If you check out the docs for Read
, most of the methods accept a &mut self
. This makes sense, as reading from something usually updates an internal offset so the next read returns different data. However, this compiles:
use std::io::Read;
use std::fs::File;
fn main() {
let file = File::open("/etc/hosts").unwrap();
let vec = &mut Vec::new();
(&file).read_to_end(vec).unwrap();
println!("{:?}", vec);
}
The file isn't mutable, but the data is certainly being read in. This seems incorrect to me. It was pointed out that there is an impl<'a> Read for &'a File
, but the fact that an immutable instance is seemingly being mutated still seems odd.

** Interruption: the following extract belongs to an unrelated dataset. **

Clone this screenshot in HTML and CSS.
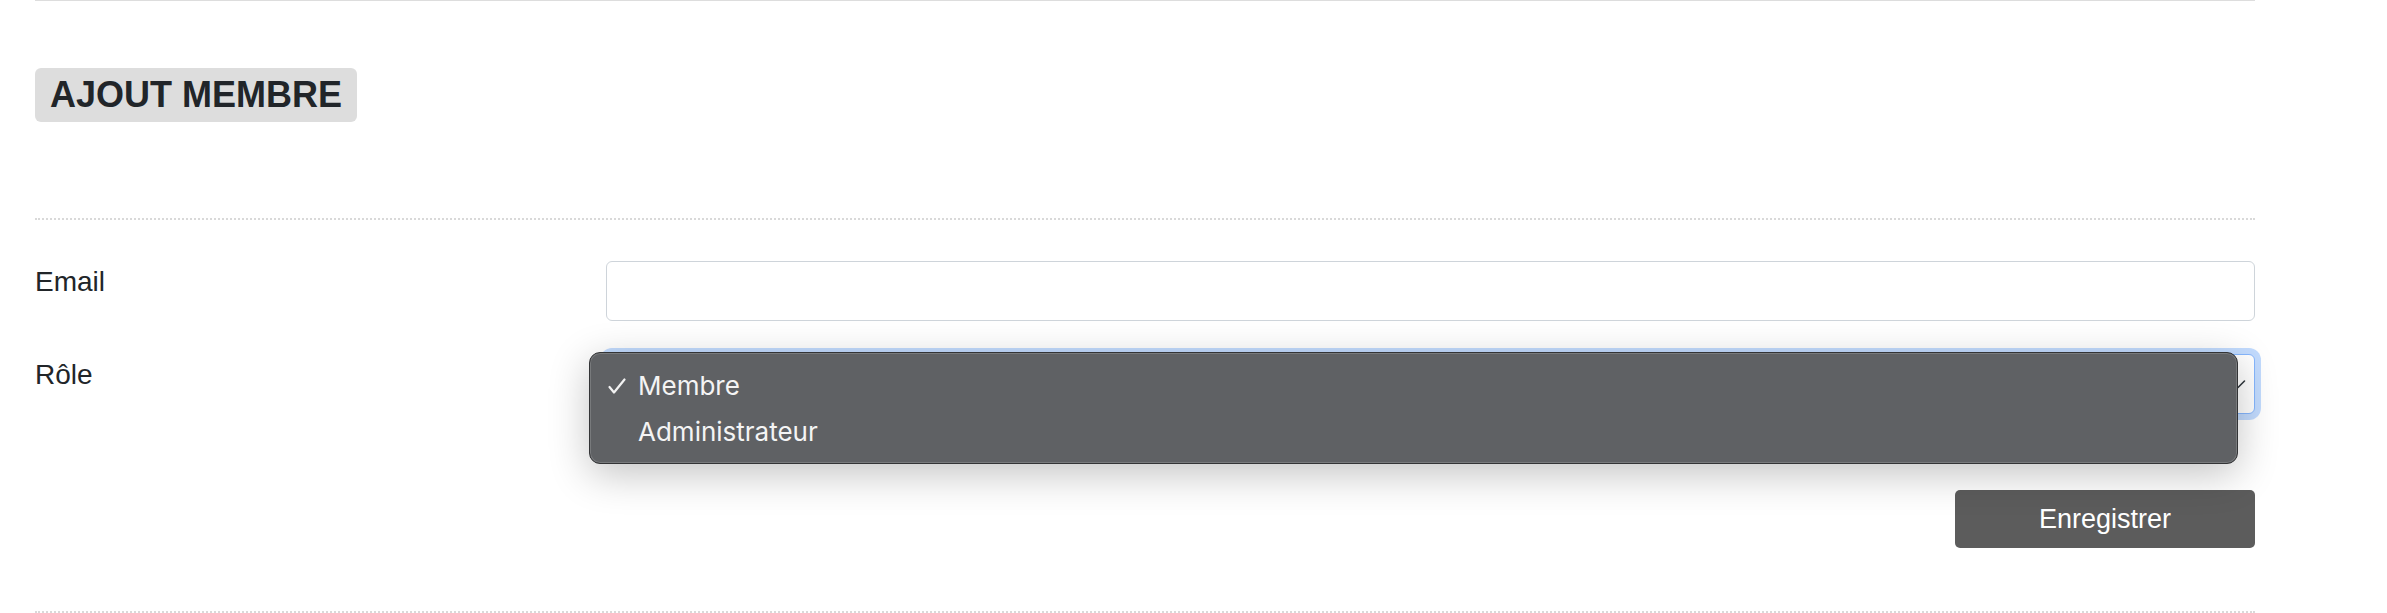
FILE: index.html
```html
<!DOCTYPE html>
<html lang="fr">
<head>
<meta charset="utf-8">
<title>Ajout membre</title>
<link rel="stylesheet" href="styles.css">
</head>
<body>
<div class="page">
  <div class="rule-solid"></div>
  <div class="head">
    <h2 class="title-badge">AJOUT MEMBRE</h2>
  </div>
  <div class="rule-dotted"></div>
  <form class="form">
    <div class="row">
      <label class="label">Email</label>
      <div class="field"><div class="input"></div></div>
    </div>
    <div class="row">
      <label class="label">Rôle</label>
      <div class="field select-wrap">
        <div class="select">
          <span class="select-value">Membre</span>
          <svg class="chevron" width="16" height="10" viewBox="0 0 16 10"><path d="M1.5 2 L8 8.5 L14.5 2" fill="none" stroke="#343a40" stroke-width="1.6" stroke-linecap="round" stroke-linejoin="round"/></svg>
        </div>
        <div class="popup">
          <div class="option">
            <span class="check"><svg width="18" height="16" viewBox="0 0 18 16"><path d="M1.5 9 L6 14.5 L16.5 1.5" fill="none" stroke="#f2f2f2" stroke-width="2.2" stroke-linecap="round" stroke-linejoin="round"/></svg></span>
            <span>Membre</span>
          </div>
          <div class="option">
            <span class="check"></span>
            <span>Administrateur</span>
          </div>
        </div>
      </div>
    </div>
    <div class="actions">
      <button type="button" class="btn">Enregistrer</button>
    </div>
  </form>
  <div class="rule-dotted"></div>
</div>
</body>
</html>
```

FILE: styles.css
```css
html, body {
  margin: 0;
  padding: 0;
  background: #ffffff;
}

body {
  font-family: "Liberation Sans", Arial, sans-serif;
  color: #212529;
}

.page {
  width: 2220px;
  margin-left: 35px;
}

.rule-solid {
  border-top: 1px solid #dddddd;
}

.head {
  padding-top: 67px;
  padding-bottom: 96px;
}

.title-badge {
  display: inline-block;
  margin: 0;
  padding: 0 15px;
  height: 54px;
  line-height: 54px;
  font-size: 36px;
  font-weight: 700;
  background: #dddddd;
  color: #212529;
  border-radius: 6px;
}

.rule-dotted {
  border-top: 2px dotted #d9d9d9;
}

.form {
  padding-top: 41px;
  padding-bottom: 63px;
}

.row {
  display: grid;
  grid-template-columns: 571px 1fr;
  margin-bottom: 33px;
}

.label {
  font-size: 28px;
  line-height: 42px;
}

.field {
  position: relative;
}

.input {
  height: 58px;
  border: 1px solid #ced4da;
  border-radius: 6px;
  background: #fff;
}

.select {
  height: 58px;
  border: 1px solid #86b7fe;
  border-radius: 6px;
  background: #fff;
  box-shadow: 0 0 0 6px rgba(13, 110, 253, 0.25);
  display: flex;
  align-items: center;
  justify-content: space-between;
  padding: 0 8px 0 20px;
  font-size: 28px;
}

.select-value {
  visibility: hidden;
}

.chevron {
  display: block;
}

.popup {
  position: absolute;
  left: -17px;
  top: -2px;
  width: 1649px;
  box-sizing: border-box;
  height: 112px;
  padding-top: 10px;
  background: #5f6164;
  border: 1px solid #333436;
  border-radius: 11px;
  box-shadow: inset 0 0 0 1px rgba(255, 255, 255, 0.16), 0 10px 40px rgba(0, 0, 0, 0.24);
  font-family: Inter, "Noto Sans", sans-serif;
  font-size: 26px;
  color: #f4f4f4;
}

.option {
  display: flex;
  align-items: center;
  height: 46px;
  line-height: 46px;
}

.check {
  display: flex;
  align-items: center;
  width: 30px;
  margin-left: 18px;
}

.actions {
  display: flex;
  justify-content: flex-end;
  padding-top: 43px;
}

.btn {
  width: 300px;
  height: 58px;
  border: 0;
  border-radius: 5px;
  background: #5c5c5c;
  color: #ffffff;
  font-family: "Liberation Sans", Arial, sans-serif;
  font-size: 27px;
  padding: 0;
}
```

As @kennytm pointed out, a.read_to_end(vec)
is equivalent to Read::read_to_end(&mut a, vec)
, so (&file).read_to_end(vec)
expands to Read::read_to_end(&mut &file, vec)
. In the latter expression, &file
is a new temporary value of type &File
. There is no problem with taking mutable references to an expression (e.g. &mut 42
). This is exactly what happens here. The fact that the expression is a reference to an immutable value doesn't matter because we cannot actually mutate the value through a &mut &T
.
Regarding the question why we don't need the File
to be mutable: File
is basically just a newtyped file descriptor, i.e. an index into an open-file table that is managed by the OS. read
and friends will not change this descriptor at all, which is why the File
does not need to be mutated. There is of course mutation going on, but that is done by the operating system on its own data structures and not in your user-land rust code.